Of course, this is Sky Dayton's argument for founding Boingo Wireless. Dayton's message was and is that Wi-Fi infrastructure is a separate business from selling access to the infrastructure. Infrastructure wants to be loaded -- and you're only making money as a physical deployer if your hardware and network are in use at a non-marginal level. This is why T-Mobile's failure to offer roaming or peering with other hot spot networks so far seems baffling.
Shirky explains the attractiveness of nearlynets as providing the right utility and price compared to the assurances of quality and ubiquity: The permanet strategy assumes that quality is the key driver of a new service, and permanet has the advantage of being good at every iteration. Nearlynet assumes that cheapness is the essential characteristic, and that users will forgo quality for a sufficient break in price.

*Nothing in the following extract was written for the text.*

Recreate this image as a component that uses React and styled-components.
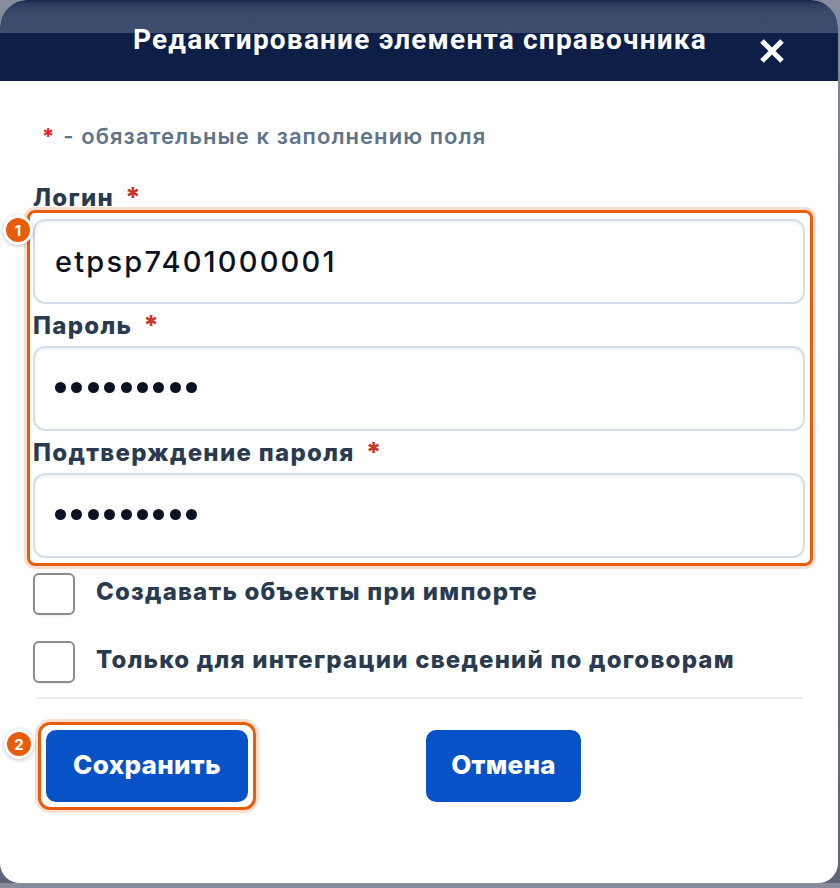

(Interestingly, T-Mobile and Cometa have repeatedly stressed the quality of their Wi-Fi networks (existing and planned), especially compared to community networks which have near 100-percent utility because they're free, but can only have that utility when they're actually working.)
Why spend money per bit or per minute everywhere when you can get a flat rate most places? I can't be as articulate as Shirky, but I've been saying since late 2001 that if Wi-Fi hot spots cover 97 percent of a business traveler's need for access, why wouldn't that traveler wait a few minutes here or there to suck at the big pipe using a flat-rate account? The fallacy that Shirky examines is that even if travelers want access everywhere, they won't pay an arbitrarily high or metered price for it when they have cheaper, only slightly less convenient alternatives. I've said it before: business travelers are more concerned about pricing consistency and predicability than ubiquity. If that weren't true, Iridium might have succeeded.
By the end of 2003, some of my long-time predictions, delayed by market realities, will finally come true: all of the top 25 airports will have a reasonable amount of hot spot coverage; most hotels will have some, at least in public areas and conference rooms; virtually every block in an urban area will have at least one hot spot in a Starbucks, coffee shop, bookstore, or other gaterhing place. When you hit that level, where does 3G come in? As a marginal, expensive option.
In talking to early adopters like myself, Bluetooth plus a Sony Ericsson T68i phone on a GSM or GPRS network bridges the space between Wi-Fi hot spots. I willingly use a 9600 bps GSM connection -- 2G at that! -- in locations where hot spot service isn't available or is expensive compared to my utility. If I need to cheap email for five minutes in an airport that offers $7.00 per day access, I'll use my GSM service. 3G speeds might be nice, but not at a metered price.
(Cingular meters GSM by minutes, and I have a big pool; their GPRS service is by megabyte, and thus not worthwhile even at the higher speeds. Incidentally, Shirky lumps GPRS into 3G, but GPRS is a 2.5G technology; 3G is a catch-all phrase for several newer technologies.)
Shirky writes, The lesson of nearlynet is that connectivity is rarely an all or nothing proposition, much as would-be monopolists might like it to be.
Interestingly, this could be the corporate anthem for Cometa. But remember: Cometa's model is to sell access to their network to those would-be monopolists, the cellular telephone operators trying to sort out 2.5G and 3G data services.